----- Supplied material -----

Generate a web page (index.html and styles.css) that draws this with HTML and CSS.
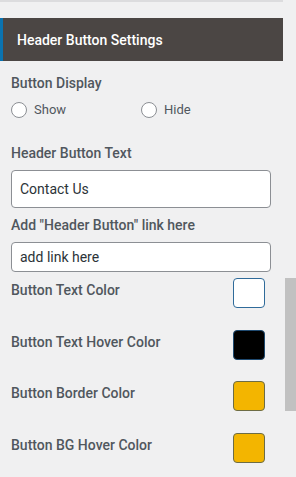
FILE: index.html
```html
<!DOCTYPE html>
<html>
<head>
<meta charset="utf-8">
<link rel="stylesheet" href="styles.css">
</head>
<body>
<div class="panel">
  <div class="topline"></div>
  <div class="header">Header Button Settings</div>
  <div class="content">
    <div class="label first">Button Display</div>
    <div class="radios">
      <label class="radio"><span class="circle"></span><span class="rtext">Show</span></label>
      <label class="radio"><span class="circle"></span><span class="rtext">Hide</span></label>
    </div>
    <div class="label gap-big">Header Button Text</div>
    <input class="field tall" type="text" value="Contact Us">
    <div class="label gap-small">Add "Header Button" link here</div>
    <input class="field short" type="text" value="add link here">
    <div class="colors">
      <div class="crow"><span class="clabel">Button Text Color</span><span class="swatch white"></span></div>
      <div class="crow"><span class="clabel">Button Text Hover Color</span><span class="swatch black"></span></div>
      <div class="crow"><span class="clabel">Button Border Color</span><span class="swatch yellow"></span></div>
      <div class="crow"><span class="clabel">Button BG Hover Color</span><span class="swatch yellow"></span></div>
    </div>
  </div>
</div>
<div class="scrollbar"></div>
</body>
</html>
```

FILE: styles.css
```css
html, body {
  margin: 0;
  padding: 0;
  background: #f0f0f1;
  font-family: Roboto, "Liberation Sans", sans-serif;
  overflow: hidden;
}

.panel {
  width: 283px;
}

.topline {
  height: 2px;
  background: #dcdcde;
}

.header {
  margin-top: 16px;
  height: 43px;
  box-sizing: border-box;
  border-left: 3px solid #0a73b0;
  background: #4b4644;
  color: #ffffff;
  font-size: 14px;
  font-weight: 500;
  padding-left: 14px;
  display: flex;
  align-items: center;
}

.content {
  padding: 0 12px 0 11px;
  display: flex;
  flex-direction: column;
}

.label {
  font-size: 14px;
  font-weight: 500;
  line-height: 16px;
  color: #50575e;
}

.label.first {
  margin-top: 14px;
}

.label.gap-big {
  margin-top: 27px;
}

.label.gap-small {
  margin-top: 9px;
}

.radios {
  margin-top: 11px;
  display: flex;
  height: 16px;
}

.radio {
  display: flex;
  align-items: center;
  gap: 7px;
  width: 131px;
}

.circle {
  width: 16px;
  height: 16px;
  box-sizing: border-box;
  border: 1px solid #8c8f94;
  border-radius: 50%;
  background: #ffffff;
}

.rtext {
  font-size: 13px;
  color: #50575e;
  line-height: 16px;
}

.field {
  margin: 9px 0 0;
  width: 260px;
  box-sizing: border-box;
  border: 1px solid #8c8f94;
  border-radius: 4px;
  background: #ffffff;
  color: #2c3338;
  font-family: Roboto, "Liberation Sans", sans-serif;
  font-size: 14px;
  padding: 0 8px;
  outline: none;
}

.field.tall {
  height: 38px;
}

.field.short {
  height: 30px;
}

.colors {
  margin-top: 6px;
  display: flex;
  flex-direction: column;
  gap: 21.7px;
}

.crow {
  display: flex;
  justify-content: space-between;
  align-items: flex-start;
  height: 30px;
  padding-right: 6px;
}

.clabel {
  font-size: 14px;
  font-weight: 500;
  line-height: 16px;
  color: #50575e;
  padding-top: 4px;
}

.swatch {
  width: 32px;
  height: 30px;
  box-sizing: border-box;
  border-radius: 4px;
  border: 1px solid #2f6b9a;
}

.swatch.white {
  background: #ffffff;
}

.swatch.black {
  background: #000000;
  border-color: #1f4a70;
}

.swatch.yellow {
  background: #f3b500;
  border-color: #6d6c45;
}

.scrollbar {
  position: absolute;
  top: 278px;
  left: 285px;
  width: 11px;
  height: 133px;
  background: #c1c1c1;
}
```
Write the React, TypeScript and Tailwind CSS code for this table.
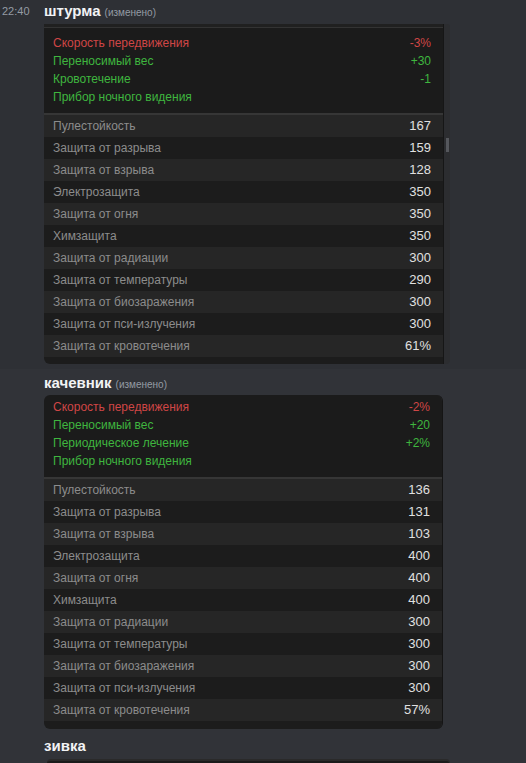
const effects1 = [
  { label: 'Скорость передвижения', value: '-3%', bad: true },
  { label: 'Переносимый вес', value: '+30' },
  { label: 'Кровотечение', value: '-1' },
  { label: 'Прибор ночного видения', value: '' },
]

const stats1 = [
  ['Пулестойкость', '167'],
  ['Защита от разрыва', '159'],
  ['Защита от взрыва', '128'],
  ['Электрозащита', '350'],
  ['Защита от огня', '350'],
  ['Химзащита', '350'],
  ['Защита от радиации', '300'],
  ['Защита от температуры', '290'],
  ['Защита от биозаражения', '300'],
  ['Защита от пси-излучения', '300'],
  ['Защита от кровотечения', '61%'],
]

const effects2 = [
  { label: 'Скорость передвижения', value: '-2%', bad: true },
  { label: 'Переносимый вес', value: '+20' },
  { label: 'Периодическое лечение', value: '+2%' },
  { label: 'Прибор ночного видения', value: '' },
]

const stats2 = [
  ['Пулестойкость', '136'],
  ['Защита от разрыва', '131'],
  ['Защита от взрыва', '103'],
  ['Электрозащита', '400'],
  ['Защита от огня', '400'],
  ['Химзащита', '400'],
  ['Защита от радиации', '300'],
  ['Защита от температуры', '300'],
  ['Защита от биозаражения', '300'],
  ['Защита от пси-излучения', '300'],
  ['Защита от кровотечения', '57%'],
]

type Effect = { label: string; value: string; bad?: boolean }

function StatBlock({ effects, stats, top, bottom }: { effects: Effect[]; stats: string[][]; top: string; bottom: string }) {
  return (
    <>
      <div className={`bg-[#1b1b1b] pb-[7px] ${top}`}>
        {effects.map((e) => (
          <div key={e.label}
            className={`h-[18px] flex items-center justify-between pl-[9px] pr-[12px] ${e.bad ? 'text-[#cf4646]' : 'text-[#3fb63f]'}`}>
            <span>{e.label}</span>
            <span>{e.value}</span>
          </div>
        ))}
      </div>
      <div className="h-[2px] bg-[#363636]" />
      <div>
        {stats.map(([label, value], i) => (
          <div key={label}
            className={`h-[22px] flex items-center justify-between pl-[9px] pr-[12px] ${i % 2 === 0 ? 'bg-[#262626]' : 'bg-[#1c1c1c]'}`}>
            <span className="text-[#8c8c8c]">{label}</span>
            <span className="text-[#e0e0e0] text-[13px]">{value}</span>
          </div>
        ))}
      </div>
      <div className={`bg-[#1c1c1c] ${bottom}`} />
    </>
  )
}

function Username({ name, edited }: { name: string; edited?: boolean }) {
  return (
    <div className="h-[20px] flex items-baseline gap-1">
      <span className="text-[15px] font-bold text-[#f2f3f5] leading-[20px]">{name}</span>
      {edited && <span className="text-[10px] text-[#949ba4]">(изменено)</span>}
    </div>
  )
}

export default function App() {
  return (
    <div className="w-[526px] h-[763px] overflow-hidden bg-[#313338] font-['Liberation_Sans',sans-serif]">
      <div className="bg-[#2e3035] flex pt-px pb-[5px]">
        <div className="w-[44px] pl-[2px] pt-[3px] text-[11px] text-[#949ba4] leading-[14px]">22:40</div>
        <div>
          <Username name="штурма" edited />
          <div className="mt-[3px] flex w-[406px]">
            <div className="w-[399px] text-[12px] rounded-bl-[6px] overflow-hidden border-t-[3px] border-[#202020]">
              <div className="h-px bg-[#333333]" />
              <StatBlock effects={effects1} stats={stats1} top="pt-[6px]" bottom="h-[7px]" />
            </div>
            <div className="w-[7px] bg-[#2c2d30] border-l border-[#161616] rounded-tr-[3px] rounded-br-[4px] flex flex-col">
              <div className="mt-[114px] ml-[2px] w-[3px] h-[14px] bg-[#55575c]" />
            </div>
          </div>
        </div>
      </div>
      <div className="flex pt-[4px]">
        <div className="w-[44px]" />
        <div>
          <Username name="качевник" edited />
          <div className="mt-[2px] w-[399px] text-[12px] rounded-[6px] overflow-hidden border-r border-[#151515]">
            <StatBlock effects={effects2} stats={stats2} top="pt-[3px]" bottom="h-[8px]" />
          </div>
        </div>
      </div>
      <div className="flex pt-[7px]">
        <div className="w-[44px]" />
        <div>
          <Username name="зивка" />
          <div className="mt-[3px] ml-[3px] w-[403px] h-[40px] bg-[#1b1b1b] border-t-[2px] border-r border-[#2a2a2a] rounded-t-[4px]" />
        </div>
      </div>
    </div>
  )
}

-----

Your goal
Using the records above, copy each line that contains "index".

Solution to this exercise
Generate a web page (index.html and styles.css) that draws this with HTML and CSS.
FILE: index.html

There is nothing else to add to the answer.